Careers After Tech?
theinfobox asks: "Is anyone else burned out on tech jobs? Or, has anyone tired of the never ending hunt for tech position? I know a lot of people who have and they are now looking at other career fields. I am almost at that point myself. What career fields are you considering after leaving the tech industry?"
The dotcom "boom" saw a lot of weenies with MCSE's and dipshit "IT guys" like the one in the new apple switch advert "I used to hate macs, now I are one", vinnie pipsqueek.
If you're considering going elsewhere because of the tech slump, I say, good riddance. Too many idiots who didn't understand technology got jobs in the boom anyway. Companies were so desperate for warm bodies that they lowered the bar for hiring to such a level that it was pathetic.
IF you aren't a real engineer-- and by real engineer, I mean someone who learns new technologies in their spare time, someone who wouldn't be cought dead without a computer at home-- then you won't considering leaving.
I worked with a guy once who didn't even have a home computer. He called himself a programmer. Yeah, sure, and I'm a lawyer. He was proud of the fact that he didn't have a computer.
And given the postings of many of the people on slashdot, I think there are a lot of such posers here. (If you think a x86 gets as mauch work done in a clock cycle as a powerpc, you qualify as "not a technical person")
Go back to working retail and leave the entry level jobs for real engineers who simply lack experience (like college students etc.)
Yeah, and you guys panned the ipod too: http://apple.slashdot.org/article.pl?sid=01/10/23
It's certainly not about knowing more than you. There are people who know more than me. People I went to high school with who now have doctorates from MIT and design systems far above my ability.
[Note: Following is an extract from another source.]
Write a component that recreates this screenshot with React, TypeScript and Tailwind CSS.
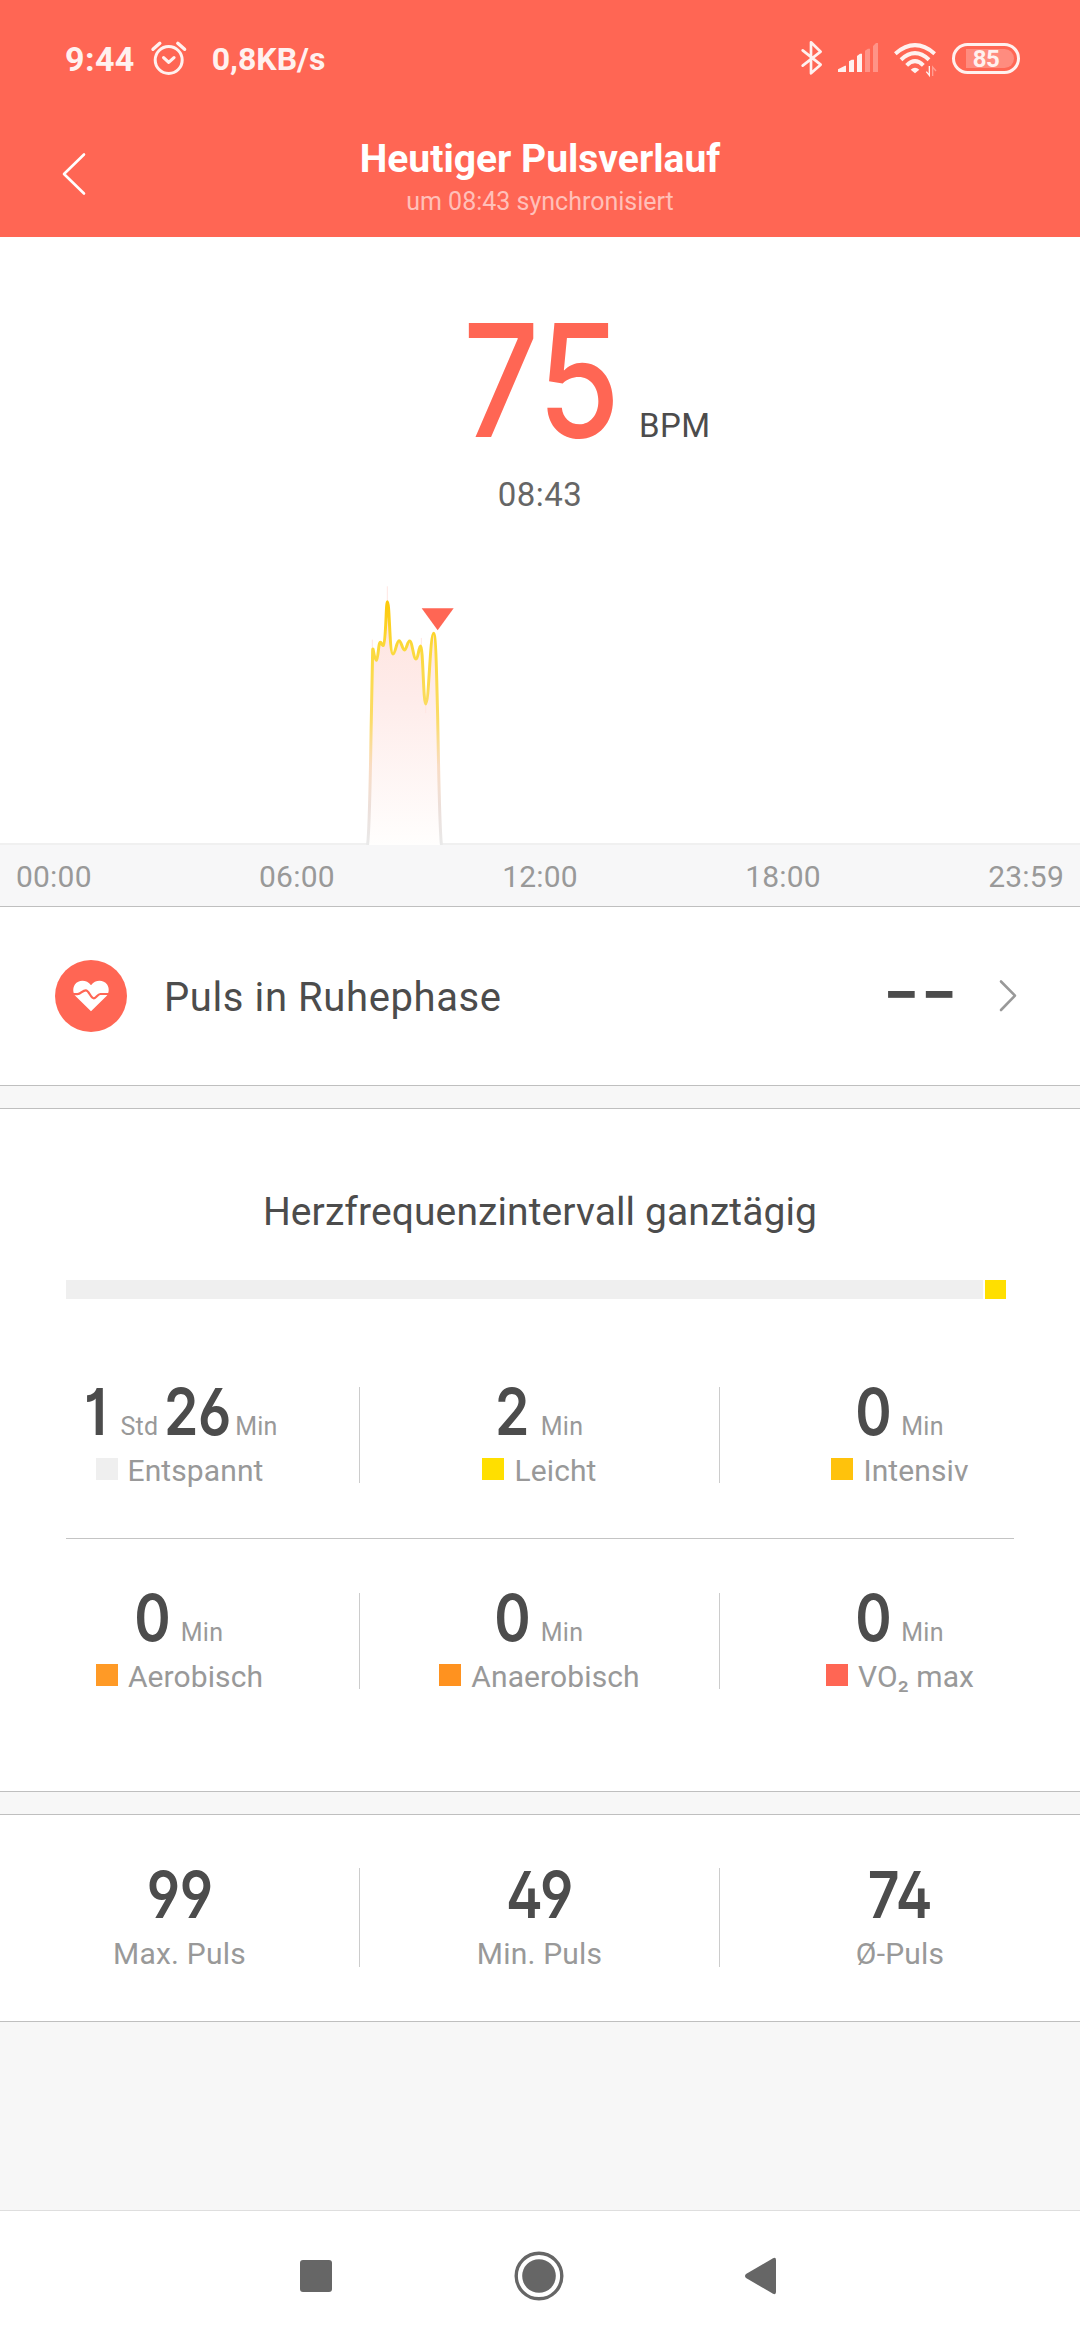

I suspect you're going to be in for a rude awakening when you start teaching and you find it is more of a joyless grind than tech jobs. Teaching is fraught with politics, and by definition, is an environment suffering from an unresponsive, oppressive, CYA style bureaucracy which insures that all the money stays at the top in overhead and none of the joy gets down to the teachers. (which is the case for all taxpayer , rather than customer, funded organizations.) There's no incentive in it- lots of people don't have more valuable (as in economically) skills than to teach and so there are lots of teachers to grind thru.
Its like nursing. A very important job but they waste nurses- they use them up and throw them away.
The tech industry is not going away. It is not dying or shrinking. What we've seen is a slowdown in GROWTH. It will continue to grow and it will grow faster in the future. You're a creative person, learn java. Its the nature of reality that some ways of expressing yourself are more profitable than others. Painting is profitable for very few, java is profitable for far more, and the gap will get wider, not smaller.
Deadlines and 8 hour days are the nature of business. Politics is the nature of people. You're going to find those anywhere that people actually expect you to be productive for some business purpose (including teaching.)
You may be one of the people I was ranting about if you got into the tech industry because you thought you'd get easy money for your hobby. But I got no beef with you if you recognize the economic realities and learn the skills necessary to be viable, whatever those are for you. They may merely be how to cope with a deadline driven environment and 8 hour days, while still providing high quality results.
Or how to find companies that will provide an environment that allows that.
With any job you're going to get out of it something akin to what you put into it. Its not the industry that takes more out of you than it gives... it could be poor choice of companies, or non-investment in yourself that caused that.